China Banking Sector has emerged from the under shackles of communism like a phoenix vowing a complete reversal from the trend of 'policy lending'.
So long China's banking model has been starkly different from that observed in most parts of the world. Instead of calculating investment and expenditure incurred by savings at the market-governed interest rates, China Banking Sector has been gathering savings from individuals and channelising them to Party priorities. Presently, non-performing loans (NPLs) constitutes more than 20 % of the outstanding loans for the overall banking sector, a fallout of the planned economic model.

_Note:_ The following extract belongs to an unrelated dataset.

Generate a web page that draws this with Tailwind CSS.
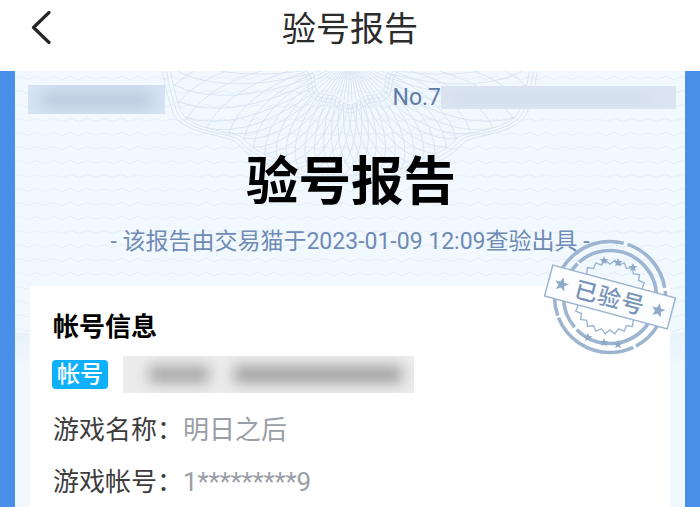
<!DOCTYPE html>
<html lang="zh">
<head>
<meta charset="utf-8">
<script src="https://cdn.jsdelivr.net/npm/@tailwindcss/browser@4"></script>
</head>
<body class="m-0 overflow-hidden bg-white font-['Roboto','Noto_Sans_CJK_SC',sans-serif]">
<div class="flex h-[507px] w-[700px] flex-col overflow-hidden">
  <header class="relative flex h-[71px] shrink-0 items-center justify-center bg-white">
    <svg class="absolute left-[31px] top-[11px]" width="20" height="33" viewBox="0 0 20 33" fill="none"><path d="M18 1.500 L2.500 16.500 L18 31.500" stroke="#262626" stroke-width="3.200" stroke-linecap="round" stroke-linejoin="round"/></svg>
    <h1 class="mb-[13px] text-[34px] font-normal leading-none text-[#2b2b2b]">验号报告</h1>
  </header>
  <div class="flex min-h-0 flex-1 bg-[#4a90e8] px-[15px]">
    <main class="relative min-w-0 flex-1 overflow-hidden bg-[#f2f9fe]">
      <svg class="absolute inset-0" width="670" height="436" fill="none">
        <defs>
          <pattern id="w" width="34" height="14" patternUnits="userSpaceOnUse">
            <path d="M0 7 q4.250 -3 8.500 0 t8.500 0 t8.500 0 t8.500 0" stroke="#e3edf7" stroke-width="1"/>
          </pattern>
          <linearGradient id="f" x1="0" y1="0" x2="0" y2="1">
            <stop offset="0" stop-color="#e9f1fa"/>
            <stop offset="1" stop-color="#f2f9fe"/>
          </linearGradient>
        </defs>
        <rect width="670" height="262" fill="url(#w)"/>
        <g id="guilloche" stroke="#d6e3f0" stroke-width="0.9"></g>
        <rect x="0" y="262" width="670" height="40" fill="url(#f)"/>
      </svg>
      <div class="relative flex h-full flex-col">
        <div class="flex h-[71px] shrink-0 items-start justify-between pl-[13px] pr-[9px] pt-[14px]">
          <div class="h-[29px] w-[137px] overflow-hidden bg-[#d5e3f3]">
            <div class="ml-[14px] mt-[7px] h-[15px] w-[110px] bg-[#b9c9dd] blur-[7px]"></div>
          </div>
          <div class="flex items-center pt-px">
            <span class="text-[23px] leading-[23px] text-[#5f7ba6]">No.7</span>
            <div class="h-[23px] w-[235px] overflow-hidden bg-[#dbe5f1]">
              <div class="ml-[8px] mt-[5px] h-[13px] w-[200px] bg-[#d4dfec] blur-[7px]"></div>
            </div>
          </div>
        </div>
        <h2 class="mt-[5px] pl-[2px] text-center text-[52.500px] font-bold leading-[70px] text-black">验号报告</h2>
        <p class="mt-[10px] text-center text-[23px] leading-[30px] text-[#6f8ab5]">- 该报告由交易猫于2023-01-09 12:09查验出具 -</p>
        <section class="mx-[15px] mt-[29px] flex-1 bg-white pl-[23px]">
          <h3 class="pt-[24px] text-[26px] font-bold leading-[34px] text-black">帐号信息</h3>
          <div class="mt-[12px] flex items-center">
            <span class="-ml-px flex h-[29px] w-[56px] items-center justify-center rounded-[4px] bg-[#0fb0fb] text-[23px] font-medium leading-none text-white">帐号</span>
            <div class="ml-[15px] h-[37px] w-[291px] overflow-hidden bg-[#ececec]">
              <div class="ml-[26px] mt-[10px] flex h-[17px] gap-[25px] blur-[7px]">
                <div class="h-full w-[60px] bg-[#a6a6a6]"></div>
                <div class="h-full w-[168px] bg-[#a0a0a0]"></div>
              </div>
            </div>
          </div>
          <div class="mt-[19px] flex text-[26px] leading-[36px]">
            <span class="text-[#3d3d3d]">游戏名称：</span><span class="text-[#9a9ea6]">明日之后</span>
          </div>
          <div class="mt-[16px] flex text-[26px] leading-[36px]">
            <span class="text-[#3d3d3d]">游戏帐号：</span><span class="tracking-[-0.2px] text-[#9a9ea6]">1*********9</span>
          </div>
        </section>
      </div>
      <svg class="absolute left-[525px] top-[161px]" width="140" height="130" viewBox="0 0 140 130" fill="none">
        <g stroke="#9db5d0">
          <circle cx="70" cy="65" r="55.500" stroke-width="3.600" stroke-dasharray="60 3 90 2 120 4"/>
          <circle cx="70" cy="65" r="46.500" stroke-width="3.600" stroke-dasharray="110 3 70 2"/>
          <path id="burst" stroke-width="1.400"/>
        </g>
        <g fill="#8fa9c8">
          <path d="M64 24 l1.300 3 3.200 .2 -2.500 2 .8 3.100 -2.800 -1.700 -2.800 1.700 .8 -3.100 -2.500 -2 3.200 -.2z"/>
          <path d="M78 26 l1.300 3 3.200 .2 -2.500 2 .8 3.100 -2.800 -1.700 -2.800 1.700 .8 -3.100 -2.500 -2 3.200 -.2z"/>
          <path d="M93 31 l1.300 3 3.200 .2 -2.500 2 .8 3.100 -2.800 -1.700 -2.800 1.700 .8 -3.100 -2.500 -2 3.200 -.2z"/>
          <path d="M48 101 l1.300 3 3.200 .2 -2.500 2 .8 3.100 -2.800 -1.700 -2.800 1.700 .8 -3.100 -2.500 -2 3.200 -.2z"/>
          <path d="M64 106 l1.300 3 3.200 .2 -2.500 2 .8 3.100 -2.800 -1.700 -2.800 1.700 .8 -3.100 -2.500 -2 3.200 -.2z"/>
          <path d="M78 108 l1.300 3 3.200 .2 -2.500 2 .8 3.100 -2.800 -1.700 -2.800 1.700 .8 -3.100 -2.500 -2 3.200 -.2z"/>
        </g>
        <g transform="rotate(15 70 65)">
          <rect x="6.500" y="49" width="127" height="32" fill="#fbfdff" stroke="#9db5d0" stroke-width="1.500"/>
          <text x="70" y="74" text-anchor="middle" font-size="23" font-weight="500" letter-spacing="1" fill="#7893b8" font-family="'Noto Sans CJK SC',sans-serif">已验号</text>
          <path d="M20 58 l2 5 5 .2 -4 3.200 1.400 5 -4.400 -2.800 -4.400 2.800 1.400 -5 -4 -3.200 5 -.2z" fill="#8fa9c8"/>
          <path d="M120 58 l2 5 5 .2 -4 3.200 1.400 5 -4.400 -2.800 -4.400 2.800 1.400 -5 -4 -3.200 5 -.2z" fill="#8fa9c8"/>
        </g>
      </svg>
    </main>
  </div>
</div>
<script>
  // security-paper rosette: fan and petals between two contours around the top centre
  var cx = 335, cy = -11;
  var knots = [[-0.6, 190], [0, 180], [0.28, 177], [0.65, 132], [1.05, 121], [1.57, 115]];
  function outer(a) {
    var d = Math.abs(a - Math.PI / 2); d = Math.PI / 2 - d;
    for (var i = 0; i < knots.length - 1; i++) {
      if (d <= knots[i + 1][0]) {
        var s = (d - knots[i][0]) / (knots[i + 1][0] - knots[i][0]);
        s = s * s * (3 - 2 * s);
        return knots[i][1] + (knots[i + 1][1] - knots[i][1]) * s;
      }
    }
    return 115;
  }
  function inner(a) { return 42 + 3 * Math.cos(a * 8); }
  function pt(a, r) { return (cx + r * Math.cos(a)).toFixed(1) + ' ' + (cy + r * Math.sin(a)).toFixed(1); }
  var out = '', k, a, p;
  for (k = 0; k < 40; k++) {
    a = -0.35 + k * (Math.PI + 0.7) / 39;
    [-0.3, 0.3].forEach(function (dl) {
      var b = a + dl;
      out += '<path d="M' + pt(a, inner(a)) + 'Q' + pt(a + dl * 0.2, (inner(a) + outer(b)) * 0.62) + ' ' + pt(b, outer(b)) + '"/>';
    });
    out += '<path d="M' + pt(a, 8) + 'L' + pt(a, inner(a) - 2) + '"/>';
  }
  [0, 4, 8].forEach(function (off) {
    p = '';
    for (a = -0.35; a <= Math.PI + 0.35; a += 0.04) { p += (p ? 'L' : 'M') + pt(a, outer(a) + off); }
    out += '<path d="' + p + '"/>';
    p = '';
    for (a = -0.35; a <= Math.PI + 0.35; a += 0.04) { p += (p ? 'L' : 'M') + pt(a, inner(a) + off); }
    out += '<path d="' + p + '"/>';
  });
  document.getElementById('guilloche').innerHTML = out;
  // stamp: sunburst ring behind the banner
  p = '';
  for (k = 0; k <= 48; k++) {
    var ang = k * Math.PI / 24, rr = k % 2 ? 37 : 33;
    p += (p ? 'L' : 'M') + (70 + rr * Math.cos(ang)).toFixed(1) + ' ' + (65 + rr * Math.sin(ang)).toFixed(1);
  }
  document.getElementById('burst').setAttribute('d', p + 'Z');
</script>
</body>
</html>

However, a fresh gust of change is perceptible in the Banking Sector market in china. Banking Regulatory Commission of china affirms that the share of NPLs for domestic banks was marked at 19.7 % in June 2005, a decrease of 3.52 % points at the beginning of the year.
RNCOS' recent market research report, "China Banking Sector Analysis (2006-2009)", talks about the reforming face of banking sector vis-a-vis the opportunities and challenges in future.
Analysts assert that - "the NPL (non-performing loan) rate of major commercial banks in China fell from 17.9 % at the end of 2003 to 8.9 % at the end of 2005. At the end of 2005, the NPL rate for city commercial banks had fallen nearly 4 % to 7.73 %".